Lettera in redazione
“Egregio direttore,
In queste circostanze qualunque parola può risultare inutile, però lo sfogo per una perdita così grande non può essere tenuto per sé, altrimenti si rischia di implodere.
Don Giovanni Diodati ci ha lasciato: sono convinto che sia solo un arrivederci, tuttavia una figura così carismatica vorresti averla sempre con te, presente, perché continui a dare la carica alla comunità, la faccia crescere, la faccia rialzare dai propri errori. Circa due anni fa rimasi molto negativamente colpito dalla inaspettata dipartita di un giovanissimo sacerdote di Termoli e mi sono chiesto: in un periodo in cui di “operai della messe” c’è un impellente bisogno, e dove spesso a frapporsi a certe scelte giovanili sono coloro che tali scelte dovrebbero invece favorirle, ossia i genitori, come può accadere tutto questo? Poi, fugando il turbinio di emozioni, sono giunto ad una conclusione: è probabile che determinati addii siano permessi perché chi rimane capisca dove sta andando, se sta sbagliando, e quanto preziose siano certe figure, che possono aiutarci a rendere migliore la nostra vita. Lo stesso sentimento mi ha invaso quando ho appreso di Don Giovanni, e alla rabbia per la notizia ho accompagnato un profondo senso di sgomento.
Sappiamo che il parroco di San Paolo e San Bartolomeo era addentro a mille attività, era uno dei pochi, nel capoluogo, ad aver creato un oratorio in stile salesiano ed un uomo che, al di là della simpatia, alla fine ti diceva le cose per come devono essere dette, cioè per come sono scritte nella Bibbia, senza imbonimenti o mezze parole. Era uno che dagli ammiccamenti alla logica del mondo se ne ben guardava, conscio che non portano l’essere umano se non al di là del proprio naso, e con un’eloquenza che nasceva dal cuore te lo faceva capire. Una città come Campobasso, inariditasi moralmente, culturalmente e spiritualmente, non più coesa, stanca, in via di spopolamento, non più attrattiva, acriticamente messasi alla sequela di logiche irrispettose dell’uomo come quella del transgender, ha un grande bisogno di queste figure, perché esse fungono da esempio ed ammonimento per tutti, anche per chi si sente lontano dalla fede. Lui, a differenza di tanti che si barricano dietro l’offesa verbale per mantenere saldi i propri bastioni ideologici, cercava il dialogo e sapeva condurti con amorevolezza al ragionamento, per poi portarti al discernimento, cosa che nel mondo attuale si sta estinguendo, presi come siamo dalla logica dei social network, che vorrebbero farci assurgere ad esperti solo perché ci presentano qualche scarno e spesso non imparziale trafiletto su determinati argomenti.

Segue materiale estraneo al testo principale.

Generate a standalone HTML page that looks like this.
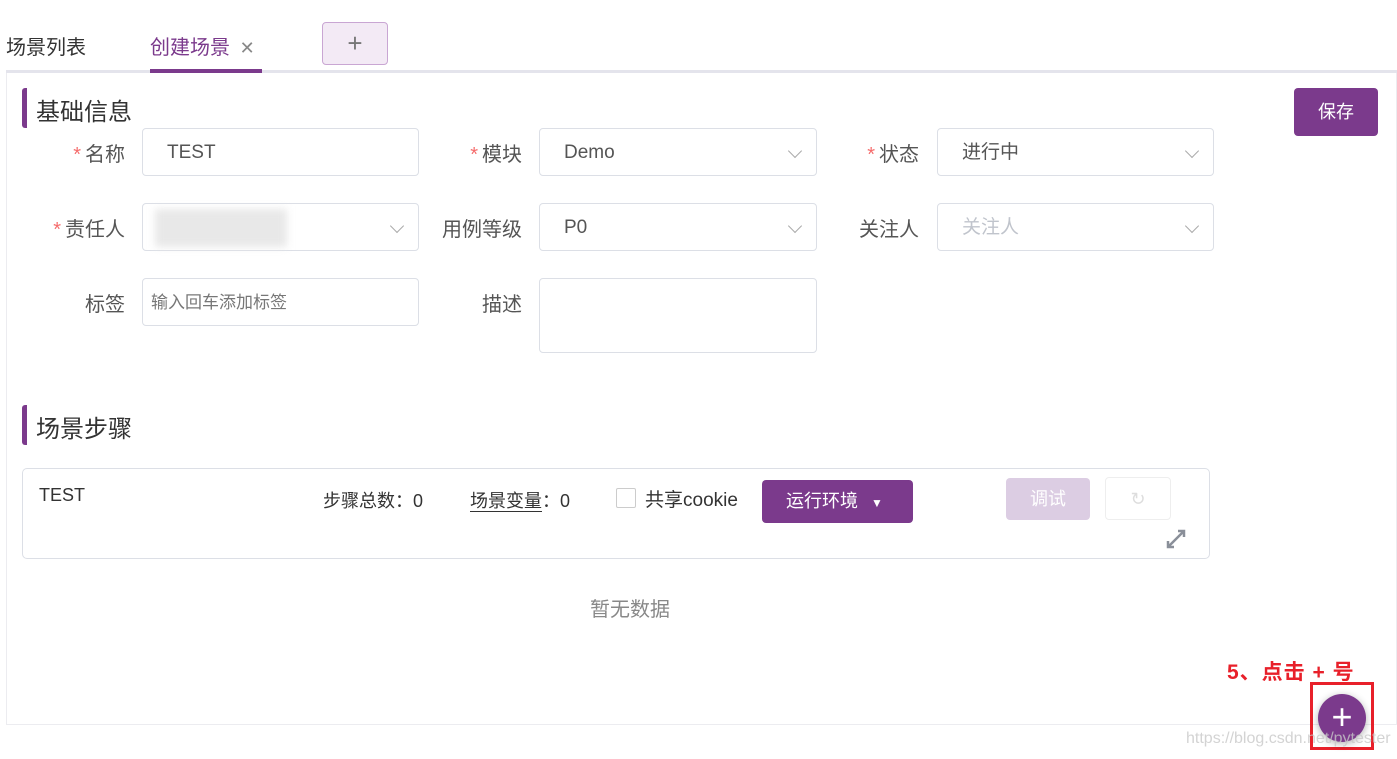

L’epoca attuale -e Campobasso sembra non esserne esente- vive un periodo di grande confusione, di irrigidimento su certe posizioni, di nuove, più sudole forme di tirannia, che presentano come emarginati o retrogradi coloro i quali hanno un parere diverso e che, nonostante lo esprimano pacatamente, vengono messi al bando. Un uomo come Don Giovanni fungeva da argine a questa deriva, ti faceva capire dove stava l’inganno, e non potevi fare altro che ringraziarlo. “Grazie” è la parola che sento di dirgli dal più profondo del cuore, ma anche “prega per noi” che rimaniamo qui, in una società che sembra una bussola impazzita e che ha bisogno di fermarsi se vuole ritrovare se stessa. Il Libro dei Proverbi (4:18-19) recita: “La strada dei giusti è come la luce dell’alba, che aumenta lo splendore fino al meriggio”: questa luce del giusto Don Giovanni ci guidi in un cammino che può essere tortuoso, ma non impossibile da percorrere.
Spero che da lassù continuerai ad essere un guerriero che guida il suo battaglione. Ciao, Don!”.